4.Manner of Exercise.
4.1When to Exercise. Except as otherwise provided in the Plan or this Agreement, the Participant (or in the case of exercise after the Participant's death or incapacity, the Participant's beneficiary, executor, administrator, heir or legatee, as the case may be) may exercise his or her vested SARs, in whole or in part, at any time after vesting and until the Expiration Date or earlier termination pursuant to Section 3 hereof, by following the procedures set forth in this Section 4. If partially exercised, the Participant may exercise the remaining unexercised portion of the SARs at any time after vesting and until the Expiration Date or earlier termination pursuant to Section 3 hereof. No SARs shall be exercisable after the Expiration Date.
4.2Election to Exercise. To exercise the SARs, the Participant (or in the case of exercise after the Participant's death or incapacity, the Participant's beneficiary, executor, administrator, heir or legatee, as the case may be) must deliver to the Corporation a written notice (or notice through another previously approved method, which could include a web-based or e-mail system) substantially in the form of Exhibit A to the Chief Financial Officer of the Corporation which sets forth the number of SARs being exercised, together with any additional documents the Corporation may require. Each such notice must satisfy whatever then-current procedures apply to the SARs and must contain such representations as the Corporation requires.
4.3Documentation of Right to Exercise. If someone other than the Participant exercises the SARs, then such person must submit documentation reasonably acceptable to the Corporation verifying that such person has the legal right to exercise the SARs.
4.4Date of Exercise. The SARs shall be deemed to be exercised on the business day that the Corporation receives a fully executed exercise notice.

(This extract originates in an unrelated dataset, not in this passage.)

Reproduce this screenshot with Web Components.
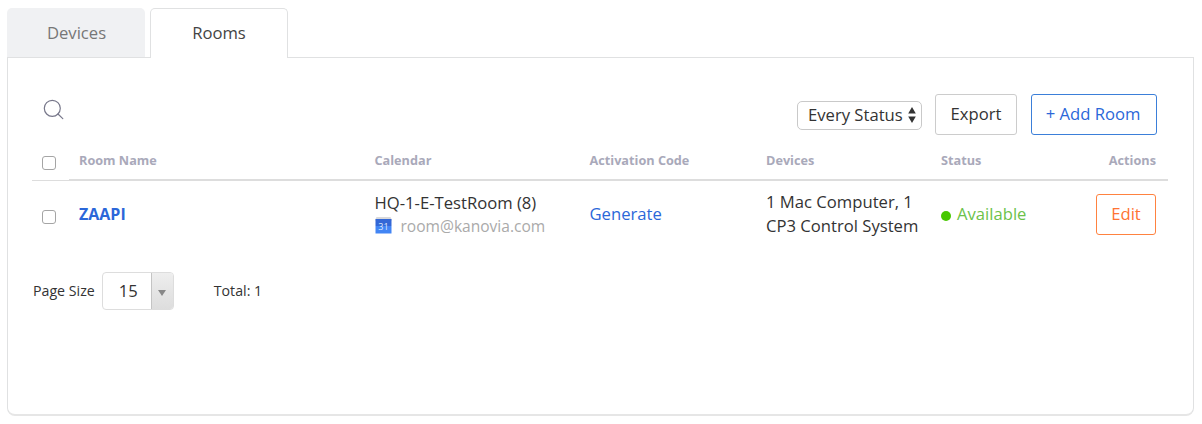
<!DOCTYPE html>
<html lang="en">
<head>
<meta charset="utf-8">
<title>Rooms</title>
<style>
body { margin: 0; background: #fff; font-family: "Open Sans", "Noto Sans", sans-serif; font-size: 16.65px; line-height: 24px; color: #333; }
</style>
</head>
<body>
<rooms-page></rooms-page>
<script>
function define(name, markup) {
  const template = document.createElement('template');
  template.innerHTML = '<style>*{box-sizing:border-box}:host{box-sizing:border-box}</style>' + markup;
  customElements.define(name, class extends HTMLElement {
    constructor() {
      super();
      this.attachShadow({ mode: 'open' }).append(template.content.cloneNode(true));
    }
  });
}

define('tab-item', `
<style>
:host { display: flex; align-items: center; justify-content: center; width: 138px; height: 49px; padding-left: 1px; border-radius: 5px 5px 0 0; background: #f0f1f3; color: #777; }
:host([active]) { height: 50px; padding: 0 0 2px; background: #fff; color: #444; border: 1px solid #e0e1e2; border-bottom: 0; margin-left: 5px; }
</style><slot></slot>`);

define('search-icon', `
<style>:host { display: block; width: 22px; height: 22px; } svg { display: block; }</style>
<svg width="22" height="22" viewBox="0 0 22 22" fill="none" stroke="#77778a" stroke-width="1.2" stroke-linecap="round"><circle cx="9.3" cy="9.3" r="8"/><path d="M15 15L19.8 19.6"/></svg>`);

define('status-select', `
<style>
:host { display: flex; align-items: center; justify-content: space-between; width: 125px; height: 29px; padding: 0 5px 1px 10px; border: 1px solid #c9c9c9; border-radius: 5px; white-space: nowrap; }
svg { display: block; }
</style><span><slot></slot></span>
<svg width="8" height="16" viewBox="0 0 8 16" fill="#333"><path d="M4 0L7.8 6.6H.2zM4 16L.2 9.4H7.8z"/></svg>`);

define('action-button', `
<style>
:host { display: flex; align-items: center; justify-content: center; height: 41px; width: 82px; padding-bottom: 2px; border: 1px solid #ccc; border-radius: 3px; background: #fff; white-space: nowrap; }
:host([kind=primary]) { width: 126px; padding-right: 2px; border-color: #3b7fd9; color: #2b67d9; }
:host([kind=edit]) { width: 60px; border-color: #ff8240; color: #ff7433; }
</style><slot></slot>`);

define('check-box', `
<style>:host { display: block; width: 14px; height: 14px; border: 1px solid #a5a5a5; border-radius: 3px; background: #fff; }</style>`);

define('calendar-icon', `
<style>:host { display: block; width: 17px; height: 17px; } svg { display: block; } text { font: 9px "Open Sans", sans-serif; }</style>
<svg width="17" height="17" viewBox="0 0 17 17"><path fill="#d9d9db" d="M1.5 0H15.5L16.5 2V4H.5V2z"/><path fill="#3367d6" d="M.5 2H16.5V9H.5z"/><path fill="#4285f4" d="M.5 9H16.5V16.5H.5z"/><text x="8.5" y="12.6" text-anchor="middle" fill="#dce7fb">31</text></svg>`);

define('status-label', `
<style>:host { display: flex; align-items: center; height: 24px; gap: 6px; color: #6cc24a; } i { width: 10px; height: 10px; border-radius: 50%; background: #47c800; margin-top: 3px; }</style>
<i></i><slot></slot>`);

define('page-size', `
<style>
:host { display: flex; width: 72px; height: 38px; border: 1px solid #ddd; border-radius: 4px; overflow: hidden; }
span { flex: 1; display: flex; align-items: center; justify-content: center; padding-left: 3px; font-size: 16.6px; }
b { width: 22px; display: flex; align-items: center; justify-content: center; padding-top: 3px; border-left: 1px solid #c4c4c4; background: linear-gradient(#eee, #ddd); }
</style><span><slot></slot></span><b><svg width="8" height="6" viewBox="0 0 8 6"><path fill="#888" d="M0 0H8L4 6z"/></svg></b>`);

define('room-table', `
<style>
:host { display: block; width: 1136px; margin-left: 24px; }
.row { display: grid; grid-template-columns: 37px 305.5px 215px 176.5px 175px 1fr; }
.head { height: 47px; color: #a9a9ba; font-size: 12.7px; font-weight: 700; line-height: 18px; }
.head > div { border-bottom: 2px solid #ddd; padding: 17px 0 0 0; }
.head > .check { border-bottom-width: 1px; padding: 22px 0 0 10px; }
.head .name, .body .name { padding-left: 10px; }
.actions { display: flex; justify-content: space-between; }
.head .actions { padding-right: 12px; }
.body { height: 67px; align-items: start; }
.body > div { padding-top: 21px; }
.body .check { padding: 29px 0 0 10px; }
.body .name { color: #2b67d9; font-weight: 700; font-size: 16px; }
.body .cal { padding-top: 10px; }
.body .devices { padding-top: 9px; }
.email { display: flex; align-items: center; gap: 9px; color: #aaa; height: 22px; font-size: 15.55px; }
.email calendar-icon { margin-top: -1px; }
.body .actions { padding: 13px 12px 0 0; }
status-label { margin-top: 8px; }
.link { color: #2b67d9; }
</style>
<div class="row head"><div class="check"><check-box></check-box></div><div class="name">Room Name</div><div>Calendar</div><div>Activation Code</div><div>Devices</div><div class="actions"><span>Status</span><span>Actions</span></div></div>
<div class="row body"><div class="check"><check-box></check-box></div><div class="name">ZAAPI</div><div class="cal">HQ-1-E-TestRoom (8)<div class="email"><calendar-icon></calendar-icon><span>room@kanovia.com</span></div></div><div class="link">Generate</div><div class="devices">1 Mac Computer, 1<br>CP3 Control System</div><div class="actions"><status-label>Available</status-label><action-button kind="edit">Edit</action-button></div></div>`);

define('rooms-page', `
<style>
:host { display: block; height: 424px; padding: 8px 0 0 7px; }
nav { display: flex; align-items: flex-start; height: 49px; position: relative; z-index: 1; }
main { width: 1187px; height: 359px; border: 1px solid #e0e1e2; border-bottom: 2px solid #e6e6e6; border-radius: 0 0 8px 8px; }
.tools { display: flex; height: 76px; padding: 36px 36px 0 35px; }
.tools search-icon { margin-top: 5px; }
.tools status-select { margin: 7px 13px 0 auto; }
.tools action-button + action-button { margin-left: 14px; }
.pager { display: flex; align-items: center; margin: 24px 0 0 25px; font-size: 14.2px; }
page-size { margin: 0 40px 0 7px; }
</style>
<nav><tab-item>Devices</tab-item><tab-item active>Rooms</tab-item></nav>
<main>
<div class="tools"><search-icon></search-icon><status-select>Every Status</status-select><action-button>Export</action-button><action-button kind="primary">+ Add Room</action-button></div>
<room-table></room-table>
<div class="pager"><span>Page Size</span><page-size>15</page-size><span>Total: 1</span></div>
</main>`);
</script>
</body>
</html>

If the notice is received after business hours on such date, then the SAR shall be deemed to be exercised on the business date immediately following the business date such notice is received by the Corporation.
5.Tax Liability and Withholding.
5.1The Corporation shall have the right to withhold any applicable federal, state and local taxes from the Appreciation Value.
5.2Notwithstanding any action the Corporation takes with respect to any or all income tax, social insurance, payroll tax, or other tax-related withholding ("Tax-Related Items"), the ultimate liability for all Tax-Related Items is and remains the Participant's responsibility and the Corporation (a) makes no representation or undertakings regarding the treatment of any Tax-Related Items in connection with the grant, vesting, or exercise of the SARs and (b) does not commit to structure the SARs to reduce or eliminate the Participant's liability for Tax-Related Items.
6.Form of Payment. Upon the exercise of all or a portion of the SARs, the Participant shall be entitled to a cash payment equal to the Appreciation Value of the SARs being exercised, less any amounts withheld pursuant to Section 5.
7.Section 409A; No Deferral of Compensation. Neither the Plan nor this Agreement is intended to provide for the deferral of compensation within the meaning of Section 409A of the Internal Revenue Code (the "Code"). The Corporation reserves the right to unilaterally amend or modify the Plan or this Agreement, to the extent the Corporation considers it necessary or advisable, in its sole discretion, to comply with, or to ensure that the SARs granted hereunder are not subject to, Section 409A of the Code.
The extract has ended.